■ **Goal**
Wherever a line holds the word "styles", copy that line out.

■ **Given data**
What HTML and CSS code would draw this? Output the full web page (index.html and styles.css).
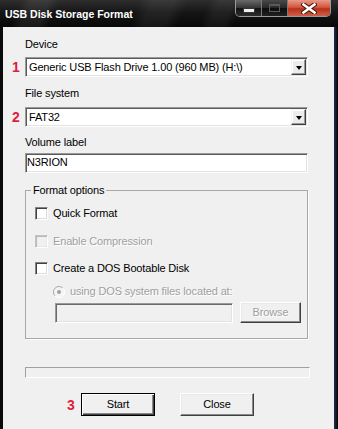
FILE: index.html
```html
<!DOCTYPE html>
<html>
<head>
<meta charset="utf-8">
<link rel="stylesheet" href="styles.css">
</head>
<body>
<div class="window">
  <div class="titlebar">
    <span class="title">USB Disk Storage Format</span>
    <div class="caption-buttons">
      <div class="cb cb-min"><span class="min-glyph"></span></div>
      <div class="cb cb-max"><span class="max-glyph"></span></div>
      <div class="cb cb-close">
        <svg width="16" height="11" viewBox="0 0 16 11"><path d="M2.5 1.5 L13.5 9.5 M13.5 1.5 L2.5 9.5" stroke="#4a1208" stroke-width="4.6" stroke-linecap="square"/><path d="M2.5 1.5 L13.5 9.5 M13.5 1.5 L2.5 9.5" stroke="#fff" stroke-width="2.6" stroke-linecap="square"/></svg>
      </div>
    </div>
  </div>
  <div class="client">
    <div class="lbl">Device</div>
    <div class="line">
      <span class="num">1</span>
      <div class="combo"><span class="combo-text">Generic USB Flash Drive 1.00 (960 MB) (H:\)</span><span class="drop"><span class="arrow"></span></span></div>
    </div>
    <div class="lbl lbl-fs">File system</div>
    <div class="line">
      <span class="num">2</span>
      <div class="combo"><span class="combo-text">FAT32</span><span class="drop"><span class="arrow"></span></span></div>
    </div>
    <div class="lbl lbl-vol">Volume label</div>
    <div class="line">
      <span class="num"></span>
      <div class="textbox">N3RION</div>
    </div>
    <fieldset class="group">
      <legend class="legend">Format options</legend>
      <div class="group-body">
        <div class="check"><span class="box"></span><span>Quick Format</span></div>
        <div class="check check-ec disabled"><span class="box"></span><span class="dis-text">Enable Compression</span></div>
        <div class="check check-dos"><span class="box"></span><span>Create a DOS Bootable Disk</span></div>
        <div class="radio-row">
          <svg class="radio" width="12" height="12" viewBox="0 0 12 12">
            <circle cx="6" cy="6" r="5.5" fill="#f4f4f4"/>
            <path d="M2.1 9.9 A5.5 5.5 0 0 1 9.9 2.1" stroke="#a8a8a8" stroke-width="1" fill="none"/>
            <path d="M9.9 2.1 A5.5 5.5 0 0 1 2.1 9.9" stroke="#ffffff" stroke-width="1" fill="none"/>
            <circle cx="6" cy="6" r="2" fill="#a0a0a0"/>
          </svg>
          <span class="dis-text">using DOS system files located at:</span>
        </div>
        <div class="path-row">
          <div class="pathbox"></div>
          <div class="btn btn-browse"><span class="dis-text">Browse</span></div>
        </div>
      </div>
    </fieldset>
    <div class="progress"></div>
    <div class="btnrow">
      <span class="num num3">3</span>
      <div class="btn btn-default">Start</div>
      <div class="btn btn-close">Close</div>
    </div>
  </div>
</div>
</body>
</html>
```
FILE: styles.css
```css
* { box-sizing: border-box; }
html, body { margin: 0; padding: 0; }
body {
  width: 338px;
  height: 429px;
  overflow: hidden;
  background: #000;
  font-family: "Liberation Sans", Arial, sans-serif;
  font-size: 11px;
  letter-spacing: -0.15px;
  color: #000;
}
.window {
  display: flex;
  flex-direction: column;
  height: 429px;
  background: linear-gradient(to right, #0a0a0a 0, #121212 98%, #1c2a44 99%, #050505 100%);
}
.titlebar {
  height: 27px;
  flex: none;
  display: flex;
  justify-content: space-between;
  align-items: flex-start;
  padding: 0 7px 0 5px;
  background:
    linear-gradient(112deg, transparent 0 6%, rgba(255,255,255,0.07) 9% 14%, transparent 17% 40%, rgba(255,255,255,0.06) 44% 50%, transparent 54% 60%, rgba(255,255,255,0.05) 63% 67%, transparent 70%),
    linear-gradient(to bottom, #2e2e2e 0%, #161616 45%, #070707 100%);
}
.title {
  color: #fff;
  font-weight: bold;
  font-size: 10.5px;
  letter-spacing: 0;
  line-height: 28px;
}
.caption-buttons {
  display: flex;
  height: 17px;
  border: 1px solid #9a9a9a;
  border-top: none;
  border-radius: 0 0 5px 5px;
  overflow: hidden;
}
.cb {
  height: 16px;
  display: flex;
  align-items: center;
  justify-content: center;
}
.cb-min {
  width: 26px;
  background: linear-gradient(to bottom, #6a6a6a 0%, #343434 50%, #121212 51%, #2e2e2e 100%);
  border-right: 1px solid #7a7a7a;
}
.cb-max {
  width: 26px;
  background: linear-gradient(to bottom, #4a4a4a 0%, #262626 50%, #0c0c0c 51%, #222 100%);
  border-right: 1px solid #7a7a7a;
}
.cb-close {
  width: 42px;
  background: linear-gradient(to bottom, #e89a88 0%, #d4563e 45%, #b8301a 55%, #d0604a 100%);
}
.min-glyph {
  width: 10px;
  height: 3px;
  margin-top: 4px;
  background: #f0f0f0;
  box-shadow: 0 0 0 1px #333;
}
.max-glyph {
  width: 11px;
  height: 8px;
  border: 1px solid #5a5a5a;
  border-top-width: 2px;
}
.client {
  flex: 1;
  margin: 0 4px 0 3px;
  background: #f0f0f0;
  padding: 11px 26px 0 6px;
}
.lbl {
  margin-left: 16px;
  line-height: 13px;
  margin-bottom: 6px;
}
.lbl-fs { margin-top: 10px; margin-bottom: 7px; }
.lbl-vol { margin-top: 9px; margin-bottom: 4px; }
.line {
  display: grid;
  grid-template-columns: 16px 283px;
  align-items: center;
}
.num {
  color: #e01c3e;
  font-weight: bold;
  font-size: 14px;
  letter-spacing: 0;
  line-height: 14px;
  padding-left: 3px;
}
.combo {
  height: 20px;
  display: flex;
  align-items: center;
  justify-content: space-between;
  background: #fff;
  padding: 1px;
  border: 1px solid;
  border-color: #9a9a9a #fff #fff #9a9a9a;
  box-shadow: inset 1px 1px 0 #5a5a5a, inset -1px -1px 0 #e3e3e3;
}
.combo-text {
  padding-left: 2px;
  line-height: 13px;
}
.drop {
  width: 15px;
  height: 16px;
  display: flex;
  align-items: center;
  justify-content: center;
  background: #ececec;
  border: 1px solid;
  border-color: #f4f4f4 #404040 #404040 #f4f4f4;
  box-shadow: inset -1px -1px 0 #9a9a9a, inset 1px 1px 0 #fff;
}
.arrow {
  width: 0;
  height: 0;
  border-left: 3.5px solid transparent;
  border-right: 3.5px solid transparent;
  border-top: 4px solid #000;
  margin-top: 1px;
}
.textbox {
  height: 20px;
  background: #fff;
  padding-left: 1px;
  line-height: 16px;
  border: 1px solid;
  border-color: #9a9a9a #fff #fff #9a9a9a;
  box-shadow: inset 1px 1px 0 #5a5a5a, inset -1px -1px 0 #e3e3e3;
}
.group {
  margin: 11px 0 0 16px;
  width: 283px;
  padding: 0 0 15px 0;
  border: 1px solid #a8a8a8;
  box-shadow: 1px 1px 0 #fff;
  min-width: 0;
}
.legend {
  margin-left: 5px;
  padding: 0 2px;
  line-height: 13px;
  background: #f0f0f0;
}
.group-body {
  padding: 10px 0 0 9px;
}
.check {
  display: flex;
  align-items: center;
  gap: 5px;
  height: 13px;
  line-height: 13px;
}
.check-ec { margin-top: 15px; }
.check-dos { margin-top: 14px; }
.box {
  width: 13px;
  height: 13px;
  flex: none;
  background: #fff;
  border: 1px solid;
  border-color: #848484 #fff #fff #848484;
  box-shadow: inset 1px 1px 0 #404040, inset -1px -1px 0 #dcdcdc;
}
.disabled .box {
  background: #f0f0f0;
  box-shadow: inset 1px 1px 0 #b8b8b8, inset -1px -1px 0 #e6e6e6;
  border-color: #c4c4c4 #fff #fff #c4c4c4;
}
.dis-text {
  color: #a0a0a0;
  text-shadow: 1px 1px 0 #fff;
}
.radio-row {
  display: flex;
  align-items: center;
  gap: 5px;
  height: 13px;
  margin-top: 10px;
  margin-left: 18px;
  line-height: 13px;
}
.radio { flex: none; }
.path-row {
  display: flex;
  align-items: flex-start;
  gap: 7px;
  height: 21px;
  margin-top: 4px;
  margin-left: 20px;
}
.pathbox {
  width: 178px;
  height: 20px;
  margin-top: 1px;
  background: #f0f0f0;
  border: 1px solid;
  border-color: #9a9a9a #fff #fff #9a9a9a;
  box-shadow: inset 1px 1px 0 #6a6a6a, inset -1px -1px 0 #e3e3e3;
}
.btn {
  display: flex;
  align-items: center;
  justify-content: center;
  background: #f0f0f0;
  border: 1px solid;
  border-color: #fff #404040 #404040 #fff;
  box-shadow: inset -1px -1px 0 #8a8a8a, inset 1px 1px 0 #e8e8e8;
  line-height: 13px;
}
.btn-browse {
  width: 61px;
  height: 21px;
}
.progress {
  margin: 28px 0 0 16px;
  width: 285px;
  height: 11px;
  border: 1px solid;
  border-color: #a0a0a0 #fff #fff #a0a0a0;
}
.btnrow {
  display: flex;
  align-items: center;
  margin-top: 15px;
  padding-left: 55px;
}
.num3 {
  width: 14px;
  padding-left: 3px;
}
.btn-default {
  width: 74px;
  height: 23px;
  margin-left: 3px;
  border: 1px solid #000;
  box-shadow: inset 1px 1px 0 #fff, inset -1px -1px 0 #404040, inset -2px -2px 0 #8a8a8a;
}
.btn-close {
  width: 74px;
  height: 23px;
  margin-left: 25px;
}
```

■ **Solution for this task**
What HTML and CSS code would draw this? Output the full web page (index.html and styles.css).
<link rel="stylesheet" href="styles.css">
FILE: styles.css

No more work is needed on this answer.